Por Julio Pérez
En Venezuela, el régimen autoritario, inspirado en el centralismo cubano, ha convertido la devaluación del bolívar en un instrumento deliberado de dominación económica. Lejos de ser un error fortuito o una simple incapacidad en el manejo de la economía, se trata de una estrategia premeditada para desmantelar la estructura productiva del país y consolidar el poder político. En lugar de asumir su responsabilidad, las autoridades recurren a la narrativa del «bloqueo imperialista» como cortina de humo para ocultar su objetivo y la opacidad en el manejo de los recursos nacionales. En palabras de Carlos Rangel, autor de Del buen salvaje al buen revolucionario, esta obsesión por culpar a enemigos externos es una constante histórica en América Latina: una evasión de la autocrítica que idealiza al «buen revolucionario» y exonera a los líderes de rendir cuentas por sus fracasos. La gestión de los ingresos petroleros ilustra esta opacidad: no existen registros públicos que revelen cuánto aportan las empresas extranjeras ni cómo se destinan esos fondos, sumiendo a la población en una indefensión informativa que perpetúa su subordinación.
Históricamente, los regímenes socialistas concentran el poder económico para sofocar la autonomía individual y generar una dependencia estructural del Estado. En Venezuela, esta lógica se materializó en un control cambiario que dio paso al dólar paralelo, un mercado negro que el gobierno demoniza, acusando a los empresarios de especulación, mientras reparte divisas de forma arbitraria entre sus aliados. Este no es un fenómeno accidental, sino un diseño deliberado para doblegar al sector privado y mantener a la ciudadanía en un estado de precariedad controlada. Sin embargo, esta estrategia comenzó a encontrar resistencia en la voluntad popular: el 28 de julio de 2024, la victoria electoral de Edmundo González Urrutia marcó un quiebre, reflejando un rechazo rotundo a este modelo y una demanda colectiva por transparencia, desarrollo y libertad.
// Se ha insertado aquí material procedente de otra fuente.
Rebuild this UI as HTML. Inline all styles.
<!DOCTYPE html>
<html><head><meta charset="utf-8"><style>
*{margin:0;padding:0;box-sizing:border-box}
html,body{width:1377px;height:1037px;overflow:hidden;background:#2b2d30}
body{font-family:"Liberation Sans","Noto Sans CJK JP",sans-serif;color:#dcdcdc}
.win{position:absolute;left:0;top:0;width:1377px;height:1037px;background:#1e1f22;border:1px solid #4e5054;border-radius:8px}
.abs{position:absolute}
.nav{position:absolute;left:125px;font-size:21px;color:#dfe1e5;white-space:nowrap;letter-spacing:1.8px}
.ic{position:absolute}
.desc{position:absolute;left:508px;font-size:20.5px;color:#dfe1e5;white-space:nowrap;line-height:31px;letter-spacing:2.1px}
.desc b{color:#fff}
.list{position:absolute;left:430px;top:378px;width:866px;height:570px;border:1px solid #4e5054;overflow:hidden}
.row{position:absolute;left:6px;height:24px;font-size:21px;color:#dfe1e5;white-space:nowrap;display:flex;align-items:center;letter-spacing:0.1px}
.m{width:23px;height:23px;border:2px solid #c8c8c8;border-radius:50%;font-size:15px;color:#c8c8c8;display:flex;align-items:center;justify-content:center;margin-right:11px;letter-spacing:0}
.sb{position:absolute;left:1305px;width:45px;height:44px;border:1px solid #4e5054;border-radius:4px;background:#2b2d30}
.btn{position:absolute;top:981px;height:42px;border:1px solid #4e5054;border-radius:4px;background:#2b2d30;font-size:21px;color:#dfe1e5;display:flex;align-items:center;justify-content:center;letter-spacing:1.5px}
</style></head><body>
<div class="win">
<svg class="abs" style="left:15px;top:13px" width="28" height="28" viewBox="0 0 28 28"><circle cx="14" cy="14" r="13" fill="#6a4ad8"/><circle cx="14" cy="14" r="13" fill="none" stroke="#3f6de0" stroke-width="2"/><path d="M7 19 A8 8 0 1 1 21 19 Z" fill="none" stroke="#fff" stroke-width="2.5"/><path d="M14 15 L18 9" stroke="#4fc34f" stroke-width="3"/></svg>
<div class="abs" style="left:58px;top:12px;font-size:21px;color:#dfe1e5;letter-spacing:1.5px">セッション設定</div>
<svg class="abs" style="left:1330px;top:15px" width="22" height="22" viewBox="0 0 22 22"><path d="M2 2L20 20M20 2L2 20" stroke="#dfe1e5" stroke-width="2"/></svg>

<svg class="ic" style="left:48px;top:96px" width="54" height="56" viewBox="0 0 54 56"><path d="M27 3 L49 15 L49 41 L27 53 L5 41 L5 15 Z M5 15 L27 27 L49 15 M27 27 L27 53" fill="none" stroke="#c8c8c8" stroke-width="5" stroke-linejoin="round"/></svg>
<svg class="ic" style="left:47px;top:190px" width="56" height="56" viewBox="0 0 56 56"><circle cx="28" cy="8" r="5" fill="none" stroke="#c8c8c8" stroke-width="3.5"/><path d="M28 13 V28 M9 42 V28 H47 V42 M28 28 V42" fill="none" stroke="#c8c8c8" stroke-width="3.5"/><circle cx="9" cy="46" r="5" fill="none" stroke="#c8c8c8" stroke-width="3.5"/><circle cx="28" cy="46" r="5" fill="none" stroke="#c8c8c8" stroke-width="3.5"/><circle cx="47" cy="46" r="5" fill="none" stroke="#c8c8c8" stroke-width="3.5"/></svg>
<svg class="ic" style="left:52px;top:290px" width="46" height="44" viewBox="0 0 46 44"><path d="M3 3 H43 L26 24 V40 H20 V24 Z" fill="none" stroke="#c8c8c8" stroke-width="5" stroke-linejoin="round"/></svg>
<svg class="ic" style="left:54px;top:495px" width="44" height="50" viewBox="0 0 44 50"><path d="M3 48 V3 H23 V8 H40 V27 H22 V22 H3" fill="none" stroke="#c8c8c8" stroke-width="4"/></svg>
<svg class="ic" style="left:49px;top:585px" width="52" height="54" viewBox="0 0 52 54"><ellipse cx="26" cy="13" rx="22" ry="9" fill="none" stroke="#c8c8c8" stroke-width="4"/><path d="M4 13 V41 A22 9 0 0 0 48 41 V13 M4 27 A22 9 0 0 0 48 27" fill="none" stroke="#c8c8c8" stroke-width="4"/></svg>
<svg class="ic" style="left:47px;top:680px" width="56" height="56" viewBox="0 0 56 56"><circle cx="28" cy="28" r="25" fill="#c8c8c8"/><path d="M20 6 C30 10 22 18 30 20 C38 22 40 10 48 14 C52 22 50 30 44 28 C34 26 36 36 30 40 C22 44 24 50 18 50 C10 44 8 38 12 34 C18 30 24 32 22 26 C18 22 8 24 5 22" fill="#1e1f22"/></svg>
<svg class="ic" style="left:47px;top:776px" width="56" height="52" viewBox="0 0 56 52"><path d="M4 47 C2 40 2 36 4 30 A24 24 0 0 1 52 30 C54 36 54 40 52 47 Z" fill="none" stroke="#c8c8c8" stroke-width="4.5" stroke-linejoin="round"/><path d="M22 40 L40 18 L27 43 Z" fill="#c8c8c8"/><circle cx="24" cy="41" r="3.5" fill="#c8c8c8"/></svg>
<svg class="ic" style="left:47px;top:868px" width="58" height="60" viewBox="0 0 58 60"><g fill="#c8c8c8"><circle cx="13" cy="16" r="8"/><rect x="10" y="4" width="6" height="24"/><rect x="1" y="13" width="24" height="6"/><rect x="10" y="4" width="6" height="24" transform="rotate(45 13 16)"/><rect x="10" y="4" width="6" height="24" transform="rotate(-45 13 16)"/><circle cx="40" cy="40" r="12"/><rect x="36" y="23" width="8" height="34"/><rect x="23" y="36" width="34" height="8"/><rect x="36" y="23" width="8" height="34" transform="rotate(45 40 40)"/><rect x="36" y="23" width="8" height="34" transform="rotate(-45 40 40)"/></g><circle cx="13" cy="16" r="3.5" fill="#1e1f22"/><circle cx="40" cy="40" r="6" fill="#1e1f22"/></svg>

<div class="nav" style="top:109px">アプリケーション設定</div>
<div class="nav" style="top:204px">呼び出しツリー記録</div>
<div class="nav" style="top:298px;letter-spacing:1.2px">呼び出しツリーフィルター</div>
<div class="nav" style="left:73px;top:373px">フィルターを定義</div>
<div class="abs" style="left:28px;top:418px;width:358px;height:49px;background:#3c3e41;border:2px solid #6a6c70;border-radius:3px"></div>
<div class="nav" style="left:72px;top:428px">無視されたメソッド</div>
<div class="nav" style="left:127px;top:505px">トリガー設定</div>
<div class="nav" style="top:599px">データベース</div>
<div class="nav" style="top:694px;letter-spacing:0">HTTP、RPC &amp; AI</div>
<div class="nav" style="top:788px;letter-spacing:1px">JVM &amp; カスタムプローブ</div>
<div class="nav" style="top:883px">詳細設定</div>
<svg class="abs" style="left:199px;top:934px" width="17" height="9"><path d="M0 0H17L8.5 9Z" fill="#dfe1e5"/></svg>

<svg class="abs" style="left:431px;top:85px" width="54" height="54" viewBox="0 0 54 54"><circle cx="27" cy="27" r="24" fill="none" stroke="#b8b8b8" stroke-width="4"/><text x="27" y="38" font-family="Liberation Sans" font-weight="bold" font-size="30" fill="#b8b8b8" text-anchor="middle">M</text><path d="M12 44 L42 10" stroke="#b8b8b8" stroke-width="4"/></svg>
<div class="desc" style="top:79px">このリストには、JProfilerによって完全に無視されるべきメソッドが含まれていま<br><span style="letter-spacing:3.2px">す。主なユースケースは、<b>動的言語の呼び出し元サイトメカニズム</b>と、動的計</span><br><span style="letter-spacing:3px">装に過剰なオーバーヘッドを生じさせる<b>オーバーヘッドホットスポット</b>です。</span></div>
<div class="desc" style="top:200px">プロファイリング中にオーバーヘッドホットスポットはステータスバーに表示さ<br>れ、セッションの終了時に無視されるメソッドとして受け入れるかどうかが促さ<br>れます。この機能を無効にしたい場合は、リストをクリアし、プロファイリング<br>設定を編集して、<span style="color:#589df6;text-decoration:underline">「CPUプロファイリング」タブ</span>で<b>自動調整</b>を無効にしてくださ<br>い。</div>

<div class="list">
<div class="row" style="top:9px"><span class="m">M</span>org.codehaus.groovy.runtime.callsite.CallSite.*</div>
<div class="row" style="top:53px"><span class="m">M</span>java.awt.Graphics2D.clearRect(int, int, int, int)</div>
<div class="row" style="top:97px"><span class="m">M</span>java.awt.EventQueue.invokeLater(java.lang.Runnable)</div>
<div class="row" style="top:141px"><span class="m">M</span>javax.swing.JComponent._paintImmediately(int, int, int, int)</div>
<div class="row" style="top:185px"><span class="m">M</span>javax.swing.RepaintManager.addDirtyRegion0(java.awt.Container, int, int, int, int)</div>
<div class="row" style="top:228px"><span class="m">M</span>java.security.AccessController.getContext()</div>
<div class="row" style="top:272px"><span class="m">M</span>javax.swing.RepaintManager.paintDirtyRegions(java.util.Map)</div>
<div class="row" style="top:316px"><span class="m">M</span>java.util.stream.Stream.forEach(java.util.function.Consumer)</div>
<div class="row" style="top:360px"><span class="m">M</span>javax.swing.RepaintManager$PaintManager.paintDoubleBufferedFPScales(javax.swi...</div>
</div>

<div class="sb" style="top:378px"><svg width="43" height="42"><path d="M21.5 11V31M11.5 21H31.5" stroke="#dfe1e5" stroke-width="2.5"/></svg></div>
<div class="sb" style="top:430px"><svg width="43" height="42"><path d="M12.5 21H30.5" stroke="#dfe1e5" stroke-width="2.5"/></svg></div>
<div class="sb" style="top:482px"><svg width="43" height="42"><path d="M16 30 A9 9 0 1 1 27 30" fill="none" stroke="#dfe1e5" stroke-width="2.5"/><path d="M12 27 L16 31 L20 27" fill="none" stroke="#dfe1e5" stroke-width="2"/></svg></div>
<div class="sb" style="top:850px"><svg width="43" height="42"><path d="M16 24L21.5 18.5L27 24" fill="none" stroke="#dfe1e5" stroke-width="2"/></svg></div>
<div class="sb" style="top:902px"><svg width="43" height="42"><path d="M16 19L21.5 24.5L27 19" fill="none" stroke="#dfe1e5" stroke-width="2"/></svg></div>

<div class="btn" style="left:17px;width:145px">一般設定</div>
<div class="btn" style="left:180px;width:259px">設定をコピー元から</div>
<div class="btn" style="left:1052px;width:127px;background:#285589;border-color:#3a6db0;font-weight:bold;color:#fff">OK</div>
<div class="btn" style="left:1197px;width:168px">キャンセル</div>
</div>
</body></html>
A pesar de este mandato ciudadano, el régimen redobla su apuesta por el control. Nicolás Maduro ha amenazado a quienes operan con el dólar paralelo y ha promovido un «dólar de mercado» estatal junto al «Plan Nacional de Verificación de la Tasa Cambiaria» del Banco Central de Venezuela, desplegando fiscales de la Sundde para imponer una tasa oficial y recolectar denuncias contra el uso del dólar informal. Estas medidas, disfrazadas de protección socioeconómica, no corrigen las distorsiones que el propio sistema genera como la escasez de divisas o la inflación galopante, sino que castigan a quienes buscan sobrevivir en un entorno asfixiado por la intervención estatal. Friedrich Hayek lo explicó con claridad: la economía es un proceso espontáneo y amoral que, al ser obstruido por controles artificiales, encuentra su cauce en mercados negros y espirales inflacionarias. Así, los comerciantes, perseguidos por operar en un sistema distorsionado, y los ciudadanos, obligados a indexar precios al dólar paralelo para subsistir frente a una moneda sin valor, son víctimas de esta lógica. Lejos de atacar las raíces del problema, el régimen opta por sancionar sus consecuencias, avivando el espectro de políticas fallidas que históricamente han desencadenado escasez y colapso.
Esta exclusión estructural se hace evidente en la brecha entre una élite que se enriquece con los ingresos petroleros y una población forzada a llevar medicinas a hospitales desabastecidos o comida a cárceles abandonadas por el Estado. La devaluación, en este contexto, trasciende lo económico para convertirse en una herramienta de coerción que elimina la libertad individual y refuerza la hegemonía del régimen. Frente a esta realidad, el mandato expresado en las urnas abre una ventana hacia un modelo económico liberal: uno que restaure la estabilidad monetaria mediante la disciplina fiscal, fomente la inversión privada eliminando trabas burocráticas, proteja la propiedad privada como pilar del progreso y libere las fuerzas del mercado para impulsar el crecimiento. Este cambio exige instituciones robustas, ancladas en la división de poderes y el estado de derecho, que aseguren transparencia y rendición de cuentas en lugar del actual sistema empobrecedor.
Superar esta crisis requiere honrar esa demanda ciudadana y rechazar a quienes defienden el control socialista bajo excusas revolucionarias. La fiscalización de la Sundde no es una solución, sino una extensión del problema: un ataque a la iniciativa privada que ahoga la economía real y perpetúa la dependencia. La retórica de culpar al exterior, como bien desmontó Rangel, solo apuntala un régimen que se niega a enfrentar las consecuencias de su propio diseño. Solo un sistema que devuelva las libertades económicas e individuales, sustentado en el mercado libre, la competencia y la responsabilidad individual, podrá romper este ciclo de dictadura y devaluación, ofreciendo a Venezuela un horizonte de estabilidad y prosperidad.